Written by KrASIA Writers Published on   2 mins read

This week’s highlighted companies secured seed funding from across Southeast Asia.

In this week’s “Early Stage,” KrASIA highlights four startups in Southeast Asia that managed to secure seed funding.

Shiok Meats, a Singapore startup that develops lab-grown crab and shrimp meat, has raised USD 4.6 million in an impressive seed round backed by Y Combinator, the CEO of Philippine-based food manufacturer Monde Nissin, and other investors. The company is the first of its kind in Asia, and also the first cell-based meat cultivator to join Y Combinator’s accelerator program. Shiok serves up its clean shrimp in siew mai—steamed dumplings that are often part of a dim sum meal. The shrimp industry is known to be devastating to the environment and even involves slave labor, so a lab-grown alternative could be tremendously disruptive—and welcome—if the company manages to scale up.

Over in Indonesia, logistics startup Triplogic secured an undisclosed amount of seed funding from East Ventures. The company handles deliveries in 61 cities across the country. By placing smart lockers in local shops to use as drop-off points, parcels can be delivered to their destinations within three hours. The firm makes inter-city shipments too. Triplogic says it handles thousands of deliveries each day, and aims to have more than 15,000 drop points by the end of 2019. It will use its new funds to expand its network, as well as advance its technology.

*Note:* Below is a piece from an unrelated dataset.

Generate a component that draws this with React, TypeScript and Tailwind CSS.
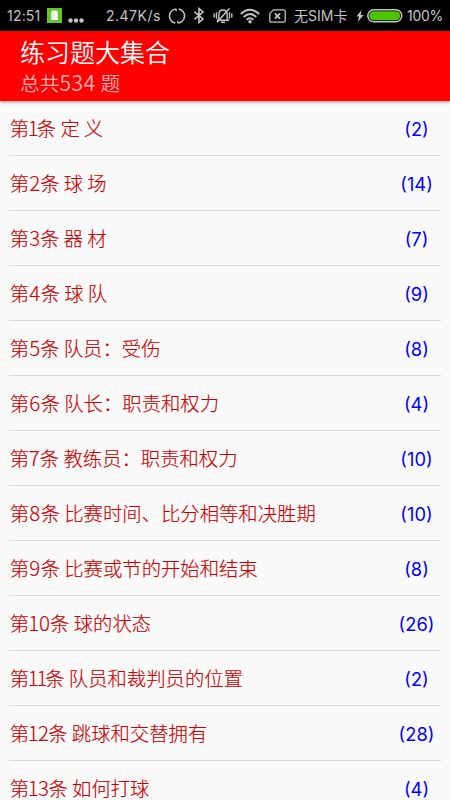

Lubna.io, an Indonesian robo-trading platform that helps its users trade multiple financial assets automatically, has also raised seed funding from East Ventures. The fresh funds will be used for further product development, new hires, and launching the product. Through its dashboard, Lubna.io allows retail investors to check both fundamental and technical analyses of their trades, receive real-time push notifications whenever a trade is automatically executed, and view their trading histories.

Myanmar’s eSchool has raised USD 700,000 from fellow Burmese firm Blue Tech Venture Co Ltd. Blue Tech now holds a 30% stake in the edtech startup, which developed a phone-based platform utilized by students, parents, teachers, and school administrators to keep track of grades, attendance, and class schedules. eSchool was established in 2015, and in the following year became the winner of the Seedstars startup competition in Yangon. The company says it has cultivated 20,000 users across various townships in Myanmar. It will put its new funds toward expanding its platform for universities.

“Early Stage” is a series where the writers of KrASIA highlight startups that caught our eye for the week, whether they achieved an important milestone, rolled out a truly innovative product, or became embroiled in controversy.